-- START Collected material --
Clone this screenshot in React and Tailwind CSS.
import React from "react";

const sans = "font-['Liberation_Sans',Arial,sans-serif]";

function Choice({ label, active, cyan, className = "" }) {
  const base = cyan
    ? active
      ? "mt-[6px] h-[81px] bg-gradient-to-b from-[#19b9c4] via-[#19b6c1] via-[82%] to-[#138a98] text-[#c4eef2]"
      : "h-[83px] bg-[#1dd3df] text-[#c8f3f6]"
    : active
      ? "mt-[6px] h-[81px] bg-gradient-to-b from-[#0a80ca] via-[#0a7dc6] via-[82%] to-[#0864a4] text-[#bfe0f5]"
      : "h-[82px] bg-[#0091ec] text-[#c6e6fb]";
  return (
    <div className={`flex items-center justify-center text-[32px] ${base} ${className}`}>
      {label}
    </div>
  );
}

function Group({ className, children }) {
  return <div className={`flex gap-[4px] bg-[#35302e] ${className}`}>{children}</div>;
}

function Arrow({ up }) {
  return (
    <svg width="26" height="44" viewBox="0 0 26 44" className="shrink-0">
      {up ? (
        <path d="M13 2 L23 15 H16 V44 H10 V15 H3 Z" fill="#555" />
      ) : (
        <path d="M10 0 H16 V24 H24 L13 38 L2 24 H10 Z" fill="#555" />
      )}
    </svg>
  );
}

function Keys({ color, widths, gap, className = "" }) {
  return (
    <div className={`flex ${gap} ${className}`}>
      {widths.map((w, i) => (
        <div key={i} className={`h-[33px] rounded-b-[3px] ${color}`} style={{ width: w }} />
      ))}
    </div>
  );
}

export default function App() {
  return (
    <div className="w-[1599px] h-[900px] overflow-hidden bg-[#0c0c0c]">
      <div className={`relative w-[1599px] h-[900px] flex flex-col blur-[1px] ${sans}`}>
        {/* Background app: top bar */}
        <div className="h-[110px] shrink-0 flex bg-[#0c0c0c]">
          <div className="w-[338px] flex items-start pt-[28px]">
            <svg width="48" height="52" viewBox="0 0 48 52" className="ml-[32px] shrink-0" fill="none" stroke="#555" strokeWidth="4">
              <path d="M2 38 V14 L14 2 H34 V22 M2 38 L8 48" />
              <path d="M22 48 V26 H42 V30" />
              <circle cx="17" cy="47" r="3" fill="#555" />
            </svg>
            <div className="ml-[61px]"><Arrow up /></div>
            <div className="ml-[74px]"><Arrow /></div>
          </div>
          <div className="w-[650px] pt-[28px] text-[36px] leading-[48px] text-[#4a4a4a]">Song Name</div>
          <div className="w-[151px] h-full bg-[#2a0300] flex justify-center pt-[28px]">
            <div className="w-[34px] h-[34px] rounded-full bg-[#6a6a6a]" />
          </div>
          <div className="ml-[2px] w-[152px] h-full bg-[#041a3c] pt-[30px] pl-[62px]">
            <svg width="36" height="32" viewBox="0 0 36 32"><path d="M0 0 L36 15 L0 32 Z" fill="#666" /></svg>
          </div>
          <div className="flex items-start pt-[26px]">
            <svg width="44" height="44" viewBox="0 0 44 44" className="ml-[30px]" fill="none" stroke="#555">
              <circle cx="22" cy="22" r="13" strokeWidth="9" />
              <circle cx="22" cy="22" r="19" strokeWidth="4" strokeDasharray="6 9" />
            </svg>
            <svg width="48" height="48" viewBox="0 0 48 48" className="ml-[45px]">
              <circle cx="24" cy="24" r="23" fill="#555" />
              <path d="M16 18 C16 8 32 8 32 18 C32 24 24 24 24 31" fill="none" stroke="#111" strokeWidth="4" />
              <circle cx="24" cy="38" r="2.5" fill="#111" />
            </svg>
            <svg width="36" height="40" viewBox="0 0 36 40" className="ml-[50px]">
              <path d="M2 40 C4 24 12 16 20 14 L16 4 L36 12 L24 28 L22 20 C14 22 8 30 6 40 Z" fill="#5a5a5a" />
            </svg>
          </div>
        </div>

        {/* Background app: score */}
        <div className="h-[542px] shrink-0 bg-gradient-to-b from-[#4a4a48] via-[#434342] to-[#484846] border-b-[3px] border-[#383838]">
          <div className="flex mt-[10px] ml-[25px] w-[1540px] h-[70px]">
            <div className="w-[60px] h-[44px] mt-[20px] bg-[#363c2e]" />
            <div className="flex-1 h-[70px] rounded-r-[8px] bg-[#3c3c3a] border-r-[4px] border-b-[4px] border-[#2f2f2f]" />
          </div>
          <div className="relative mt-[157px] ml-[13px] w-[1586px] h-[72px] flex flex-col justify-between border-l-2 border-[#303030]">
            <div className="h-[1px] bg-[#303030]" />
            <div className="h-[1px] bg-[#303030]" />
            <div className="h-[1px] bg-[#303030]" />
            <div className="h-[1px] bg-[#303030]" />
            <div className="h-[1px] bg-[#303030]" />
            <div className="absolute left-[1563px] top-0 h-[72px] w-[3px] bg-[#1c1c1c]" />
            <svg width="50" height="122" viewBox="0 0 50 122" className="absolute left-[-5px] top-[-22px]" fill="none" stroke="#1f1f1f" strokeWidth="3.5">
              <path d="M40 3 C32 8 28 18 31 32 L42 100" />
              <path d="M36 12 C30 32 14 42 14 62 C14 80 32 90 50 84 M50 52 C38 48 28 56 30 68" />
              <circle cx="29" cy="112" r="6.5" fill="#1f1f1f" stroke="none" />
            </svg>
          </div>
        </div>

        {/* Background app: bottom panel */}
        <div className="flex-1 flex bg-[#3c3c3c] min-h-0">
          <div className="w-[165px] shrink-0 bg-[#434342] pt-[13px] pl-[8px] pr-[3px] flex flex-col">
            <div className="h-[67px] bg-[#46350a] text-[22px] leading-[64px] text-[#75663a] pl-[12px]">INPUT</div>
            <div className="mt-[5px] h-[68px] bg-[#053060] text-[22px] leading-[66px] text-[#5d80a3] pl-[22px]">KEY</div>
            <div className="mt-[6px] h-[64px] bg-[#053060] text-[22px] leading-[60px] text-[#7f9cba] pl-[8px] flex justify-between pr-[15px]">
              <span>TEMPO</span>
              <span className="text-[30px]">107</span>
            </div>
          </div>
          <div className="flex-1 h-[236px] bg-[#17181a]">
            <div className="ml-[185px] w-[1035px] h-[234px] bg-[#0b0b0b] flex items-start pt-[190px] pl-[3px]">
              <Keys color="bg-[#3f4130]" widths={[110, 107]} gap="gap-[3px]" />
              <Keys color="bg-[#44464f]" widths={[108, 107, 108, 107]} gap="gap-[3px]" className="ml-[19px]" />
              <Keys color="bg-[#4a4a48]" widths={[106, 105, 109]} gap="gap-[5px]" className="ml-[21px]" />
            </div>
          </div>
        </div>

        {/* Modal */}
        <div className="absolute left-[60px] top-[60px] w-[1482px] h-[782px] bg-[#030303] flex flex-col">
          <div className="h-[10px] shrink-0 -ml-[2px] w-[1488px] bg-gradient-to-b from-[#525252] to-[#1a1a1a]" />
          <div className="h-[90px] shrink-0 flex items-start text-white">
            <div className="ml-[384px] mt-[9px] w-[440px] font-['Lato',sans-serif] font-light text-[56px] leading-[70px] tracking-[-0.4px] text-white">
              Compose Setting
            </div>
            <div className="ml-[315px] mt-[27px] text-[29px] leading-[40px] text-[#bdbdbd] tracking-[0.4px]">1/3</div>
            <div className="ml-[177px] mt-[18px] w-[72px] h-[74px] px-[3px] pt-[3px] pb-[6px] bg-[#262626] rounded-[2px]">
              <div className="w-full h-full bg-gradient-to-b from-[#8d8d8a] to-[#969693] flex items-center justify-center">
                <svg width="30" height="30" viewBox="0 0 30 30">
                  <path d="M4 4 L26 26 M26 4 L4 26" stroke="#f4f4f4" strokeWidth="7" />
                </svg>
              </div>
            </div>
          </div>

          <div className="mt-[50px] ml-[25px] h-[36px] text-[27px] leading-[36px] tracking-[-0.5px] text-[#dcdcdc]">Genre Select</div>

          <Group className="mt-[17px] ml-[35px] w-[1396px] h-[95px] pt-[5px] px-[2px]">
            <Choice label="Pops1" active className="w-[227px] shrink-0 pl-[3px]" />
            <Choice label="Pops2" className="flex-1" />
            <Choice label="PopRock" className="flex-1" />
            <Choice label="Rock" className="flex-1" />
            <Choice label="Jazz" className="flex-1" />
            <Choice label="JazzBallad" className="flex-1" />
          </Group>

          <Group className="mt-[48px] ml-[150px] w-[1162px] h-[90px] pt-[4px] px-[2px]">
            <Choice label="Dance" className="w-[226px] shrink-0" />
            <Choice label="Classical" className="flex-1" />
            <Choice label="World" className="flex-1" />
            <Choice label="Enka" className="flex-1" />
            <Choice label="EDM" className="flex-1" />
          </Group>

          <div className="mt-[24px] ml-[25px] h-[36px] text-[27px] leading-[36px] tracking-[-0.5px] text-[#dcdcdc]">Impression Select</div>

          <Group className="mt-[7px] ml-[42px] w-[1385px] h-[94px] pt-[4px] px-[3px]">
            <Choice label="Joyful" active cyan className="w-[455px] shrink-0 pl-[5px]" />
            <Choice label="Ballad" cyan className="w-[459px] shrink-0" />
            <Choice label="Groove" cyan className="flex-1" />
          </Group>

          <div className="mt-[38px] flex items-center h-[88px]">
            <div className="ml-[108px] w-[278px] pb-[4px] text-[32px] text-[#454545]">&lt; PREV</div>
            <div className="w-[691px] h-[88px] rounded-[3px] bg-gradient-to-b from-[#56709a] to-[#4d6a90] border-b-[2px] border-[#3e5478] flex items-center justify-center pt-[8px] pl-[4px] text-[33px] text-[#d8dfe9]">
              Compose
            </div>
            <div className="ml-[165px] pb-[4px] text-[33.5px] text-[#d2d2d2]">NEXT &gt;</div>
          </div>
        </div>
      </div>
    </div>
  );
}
-- END Collected material --
Out of the material above, gather each line where "React" appears.

Clone this screenshot in React and Tailwind CSS.
import React from "react";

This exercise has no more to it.